O Brasil recebe, em média, uma notificação de acidente laboral a cada 49 segundos, sendo que um trabalhador morre a cada 3 horas e 43 minutos. Os dados chocantes são do Observatório de Segurança e Saúde no Trabalho, projeto elaborado pelo Ministério Público do Trabalho (MPT) em conjunto com a OIT.
Por Orlando Silva
Entre os anos de 2012 e 2018, o estudo contabilizou 16.455 mortes e mais de 4,5 milhões de acidentes em virtude do trabalho, verificando ainda uma alta entre os anos de 2017 e 2018, justamente o período posterior à entrada em vigor da Reforma Trabalhista. Não chega a surpreender, pois a nefasta reforma desestruturou as relações capital-trabalho, terceirizou e precarizou sobremaneira a mão-de-obra através de expedientes como o trabalho intermitente e outros.
O problema é tão alarmante – uma verdadeira epidemia – que, por minha sugestão, a Comissão de Trabalho, Administração e Serviço Público (CTASP) da Câmara dos Deputados criará um grupo permanente, do qual serei relator, para acompanhar, debater e propor soluções legislativas para a prevenção de acidentes e doenças no trabalho.
Atividades como atendimento hospitalar, comércio de produtos alimentícios, administração pública, construção de edifícios, transporte de cargas e Correios são algumas das que estão no topo da lista de acidentes notificados. Como se pode ver, são setores econômicos organizados, alguns regulamentados pelo poder público, pois a pesquisa trata apenas de relações de emprego formal.
Cabe, então, questionar: se no mercado de trabalho formal a situação já é tão grave, qual não será o descalabro que impera diante da precarização e da “uberização” a que estão submetidos milhões e milhões de trabalhadores, num momento em que a informalidade superou as garantias da “carteira azul”?
Nosso país está entre as 10 maiores economias do mundo, possui setores dinâmicos em que a tecnologia e o trabalho especializado são marcantes. Mas esse Brasil moderno coexiste com o atraso, com formas de trabalho desumanas e até análogas à escravidão, além de uma massa crescente de trabalhadores de aplicativos de entrega que emerge nas grandes cidades. Esses últimos já somam 3,8 milhões de “autônomos”, segundo a Pesquisa Nacional por Amostra de Domicílios do IBGE.
Recente estudo da Associação Aliança Bike mostra que existem cerca de 30 mil ciclistas na cidade de São Paulo que trabalham como entregadores para aplicativos de internet. O perfil deles é de jovens, entre 18 e 27 anos, das periferias da cidade, que chegam a trabalhar até 12 horas por dia, durante os 7 dias da semana, para auferir uma remuneração média de 936 reais.

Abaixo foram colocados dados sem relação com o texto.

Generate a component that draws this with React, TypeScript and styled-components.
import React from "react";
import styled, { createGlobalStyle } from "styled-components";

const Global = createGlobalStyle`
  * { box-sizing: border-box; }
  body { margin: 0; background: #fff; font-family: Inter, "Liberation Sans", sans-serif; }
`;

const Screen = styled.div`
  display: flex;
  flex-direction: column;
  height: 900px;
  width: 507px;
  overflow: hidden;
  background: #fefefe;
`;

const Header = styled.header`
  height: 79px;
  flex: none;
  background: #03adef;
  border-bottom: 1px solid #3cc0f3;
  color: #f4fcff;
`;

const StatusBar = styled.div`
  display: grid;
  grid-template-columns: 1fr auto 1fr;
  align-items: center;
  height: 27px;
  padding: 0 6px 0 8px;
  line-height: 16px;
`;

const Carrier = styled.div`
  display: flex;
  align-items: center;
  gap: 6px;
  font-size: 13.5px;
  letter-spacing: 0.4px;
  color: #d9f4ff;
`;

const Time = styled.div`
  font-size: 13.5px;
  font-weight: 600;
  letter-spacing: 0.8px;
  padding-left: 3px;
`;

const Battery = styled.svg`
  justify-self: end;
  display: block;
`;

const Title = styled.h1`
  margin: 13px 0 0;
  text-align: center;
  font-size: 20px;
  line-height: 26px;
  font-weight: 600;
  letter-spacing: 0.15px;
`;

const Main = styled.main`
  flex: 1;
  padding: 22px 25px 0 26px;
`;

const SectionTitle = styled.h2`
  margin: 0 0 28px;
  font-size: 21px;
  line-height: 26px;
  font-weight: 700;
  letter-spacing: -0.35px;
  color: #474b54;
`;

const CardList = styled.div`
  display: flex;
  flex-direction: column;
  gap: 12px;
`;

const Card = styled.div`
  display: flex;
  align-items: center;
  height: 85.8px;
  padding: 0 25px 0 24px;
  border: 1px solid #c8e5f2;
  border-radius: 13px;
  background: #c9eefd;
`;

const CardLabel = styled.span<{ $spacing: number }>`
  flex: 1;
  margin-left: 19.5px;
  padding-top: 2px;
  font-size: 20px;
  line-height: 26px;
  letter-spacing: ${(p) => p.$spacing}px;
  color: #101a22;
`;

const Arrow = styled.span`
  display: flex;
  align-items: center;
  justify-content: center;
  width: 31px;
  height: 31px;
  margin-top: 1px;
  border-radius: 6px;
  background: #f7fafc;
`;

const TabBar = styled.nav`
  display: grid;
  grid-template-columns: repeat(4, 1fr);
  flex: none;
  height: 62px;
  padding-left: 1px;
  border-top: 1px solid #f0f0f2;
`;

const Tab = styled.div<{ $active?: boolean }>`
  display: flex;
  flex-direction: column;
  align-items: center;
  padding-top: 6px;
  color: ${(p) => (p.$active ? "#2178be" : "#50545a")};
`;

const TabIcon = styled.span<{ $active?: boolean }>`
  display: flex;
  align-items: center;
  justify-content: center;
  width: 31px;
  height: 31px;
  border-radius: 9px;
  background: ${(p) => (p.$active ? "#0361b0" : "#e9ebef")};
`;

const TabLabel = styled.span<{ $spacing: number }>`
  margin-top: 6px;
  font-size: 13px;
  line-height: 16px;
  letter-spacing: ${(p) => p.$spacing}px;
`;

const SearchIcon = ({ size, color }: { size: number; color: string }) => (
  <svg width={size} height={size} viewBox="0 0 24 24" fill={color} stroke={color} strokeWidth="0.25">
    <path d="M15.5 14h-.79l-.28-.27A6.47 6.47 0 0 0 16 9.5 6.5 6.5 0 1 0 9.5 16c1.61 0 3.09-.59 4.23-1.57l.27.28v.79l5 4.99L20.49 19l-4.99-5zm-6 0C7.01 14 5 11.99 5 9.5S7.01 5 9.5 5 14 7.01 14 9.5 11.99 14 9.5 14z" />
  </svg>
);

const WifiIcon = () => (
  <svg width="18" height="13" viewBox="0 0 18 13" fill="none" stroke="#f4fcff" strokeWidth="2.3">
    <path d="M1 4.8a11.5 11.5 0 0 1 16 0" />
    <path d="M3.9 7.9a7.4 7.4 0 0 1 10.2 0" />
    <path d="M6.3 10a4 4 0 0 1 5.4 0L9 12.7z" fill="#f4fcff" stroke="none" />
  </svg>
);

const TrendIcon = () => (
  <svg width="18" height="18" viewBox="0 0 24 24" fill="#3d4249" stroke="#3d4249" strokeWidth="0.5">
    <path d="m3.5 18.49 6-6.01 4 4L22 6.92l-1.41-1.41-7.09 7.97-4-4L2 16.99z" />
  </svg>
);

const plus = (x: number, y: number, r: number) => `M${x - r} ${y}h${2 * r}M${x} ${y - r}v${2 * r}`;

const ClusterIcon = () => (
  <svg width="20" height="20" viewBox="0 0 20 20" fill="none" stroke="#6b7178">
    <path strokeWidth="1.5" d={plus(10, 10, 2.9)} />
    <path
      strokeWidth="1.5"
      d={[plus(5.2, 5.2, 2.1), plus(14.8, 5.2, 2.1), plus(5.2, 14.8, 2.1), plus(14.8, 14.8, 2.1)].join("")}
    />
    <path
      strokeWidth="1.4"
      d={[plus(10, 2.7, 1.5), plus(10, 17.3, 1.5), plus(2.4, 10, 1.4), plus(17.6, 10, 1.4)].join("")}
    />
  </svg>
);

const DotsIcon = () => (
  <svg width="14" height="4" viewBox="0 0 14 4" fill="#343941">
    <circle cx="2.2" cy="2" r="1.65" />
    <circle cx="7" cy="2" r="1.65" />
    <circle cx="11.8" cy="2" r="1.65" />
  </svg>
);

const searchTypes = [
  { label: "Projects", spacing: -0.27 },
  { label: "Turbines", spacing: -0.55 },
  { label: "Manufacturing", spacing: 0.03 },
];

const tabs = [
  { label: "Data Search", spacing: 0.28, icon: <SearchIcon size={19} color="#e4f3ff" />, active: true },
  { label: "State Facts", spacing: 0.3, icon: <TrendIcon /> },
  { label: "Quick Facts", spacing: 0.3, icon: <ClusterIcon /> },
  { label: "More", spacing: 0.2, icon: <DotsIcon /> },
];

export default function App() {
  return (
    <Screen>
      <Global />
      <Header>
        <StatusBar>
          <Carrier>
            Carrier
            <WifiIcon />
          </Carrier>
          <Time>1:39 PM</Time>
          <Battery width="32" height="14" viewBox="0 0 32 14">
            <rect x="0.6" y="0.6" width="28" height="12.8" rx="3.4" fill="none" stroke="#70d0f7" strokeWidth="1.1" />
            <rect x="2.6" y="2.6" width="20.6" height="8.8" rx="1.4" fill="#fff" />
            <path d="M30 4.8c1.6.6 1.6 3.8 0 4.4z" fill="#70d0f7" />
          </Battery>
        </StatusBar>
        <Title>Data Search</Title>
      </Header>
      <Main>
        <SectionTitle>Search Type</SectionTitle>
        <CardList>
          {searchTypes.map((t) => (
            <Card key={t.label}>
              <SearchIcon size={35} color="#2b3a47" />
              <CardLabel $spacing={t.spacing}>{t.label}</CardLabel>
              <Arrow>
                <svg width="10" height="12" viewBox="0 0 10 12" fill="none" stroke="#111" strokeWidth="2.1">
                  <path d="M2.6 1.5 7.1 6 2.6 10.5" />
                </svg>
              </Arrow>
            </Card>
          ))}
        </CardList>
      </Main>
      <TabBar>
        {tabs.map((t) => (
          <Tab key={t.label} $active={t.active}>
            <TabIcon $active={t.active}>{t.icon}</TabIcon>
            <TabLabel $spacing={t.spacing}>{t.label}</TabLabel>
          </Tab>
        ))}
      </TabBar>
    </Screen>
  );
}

Outro dia fiquei pasmo ao passar pelo Largo da Batata e ver pessoas dormindo em barracas na praça com bicicletas presas ao lado. Conclusão: após a extenuante jornada diária, muitos desses jovens sequer estão voltando para suas casas e têm passado noites ao relento como moradores de rua transitórios. É inconcebível!
Em julho, causou grande consternação a morte de um entregador do aplicativo Rappi, que passou mal enquanto fazia um atendimento. Os clientes entraram em contato com a empresa, que não se dignou a mover uma palha pelo trabalhador que agonizava. Ainda tentaram que um motorista de Uber levasse o rapaz ao hospital, mas este se recusou. Por fim, como a atestar a falência também dos serviços públicos, o Samu não chegou a tempo de evitar a tragédia.
As plataformas digitais vieram para ficar e representam um novo desafio para o mundo do trabalho, mas é urgente algum tipo de regulamentação que não deixe à deriva esse contingente crescente de pessoas que as utilizam como fonte de renda auxiliar ou principal.
O Brasil não reencontrará os caminhos para o crescimento econômico deixando que a selvageria se instale nas relações de trabalho. Não haverá desenvolvimento se relegarmos as melhores energias dos nossos jovens à exploração sem limites. É necessário encontrar um novo ponto de equilíbrio nas relações capital-trabalho que, desde o governo Temer, têm sido desbalanceadas para dar tudo aos ricos e tirar o couro dos pobres.